I”ve written about that at length, including on the blog. Do a word search for “secretary.” Or read my book Forged, or even better Forgery and Counterforgery, where I deal with all these questions you’re asking at some length.
Dr. Ehrman,
Did you ever address this question below?
“If this hypothetical edition of the four gospels in Rome did not attribute ‘Mark’s gospel to Peter because the gospel of Peter was already known at that time, why did this edition of four gospels also not include the gospel of Peter?”
Didn’t see it. It didn’t include Peter because it’s author and his community didn’t think it should be included in the canon.
My church is holding a series of lectures in December , 2023 through February, 2024 on the Gospel of Mark. The announcement include the following sentence.: “What Mark gives us are the memories of the aging Peter, a direct record of what Jesus said and did.”
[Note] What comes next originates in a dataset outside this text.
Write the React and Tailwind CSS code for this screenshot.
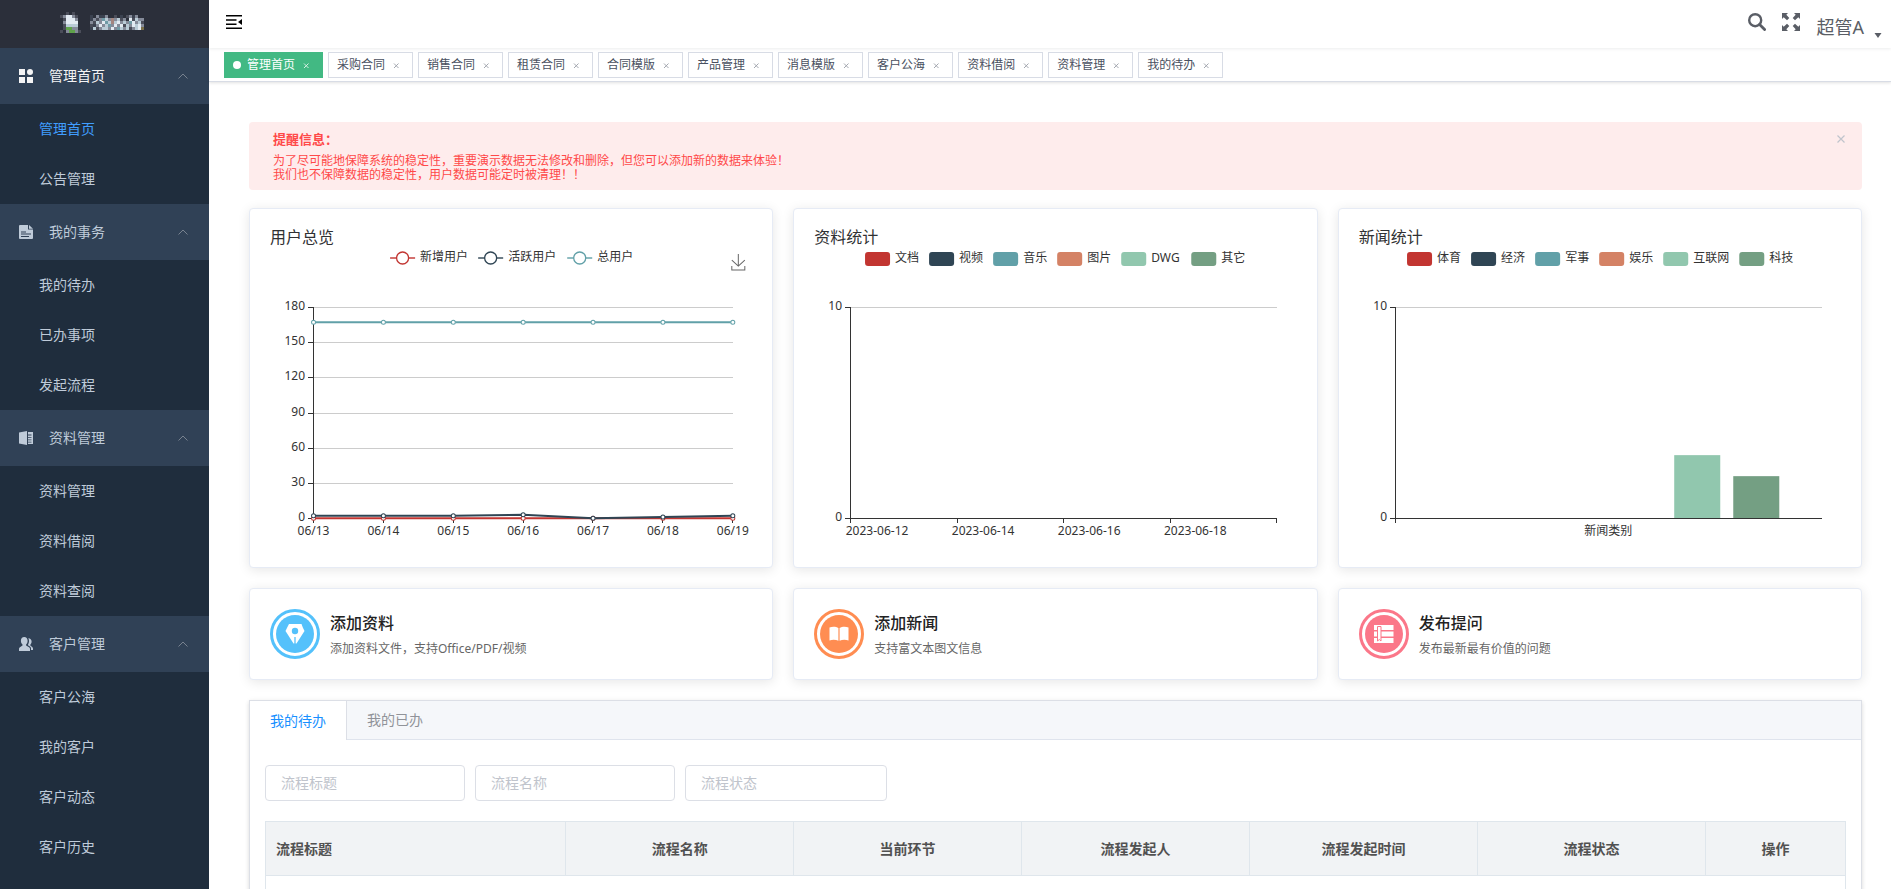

I remember hearing the Mark was a disciple of Peter and Luke a disciple of Paul. As an adult I now know that the Gospels are anonymous works that were written many years after Jesus’ death and probably when the apostles themselves were dead, but it seems that the opinion expressed in the previous sentence is still around.
Very much so, even among evangelical scholars. It is based on the claims of the early church father Papias.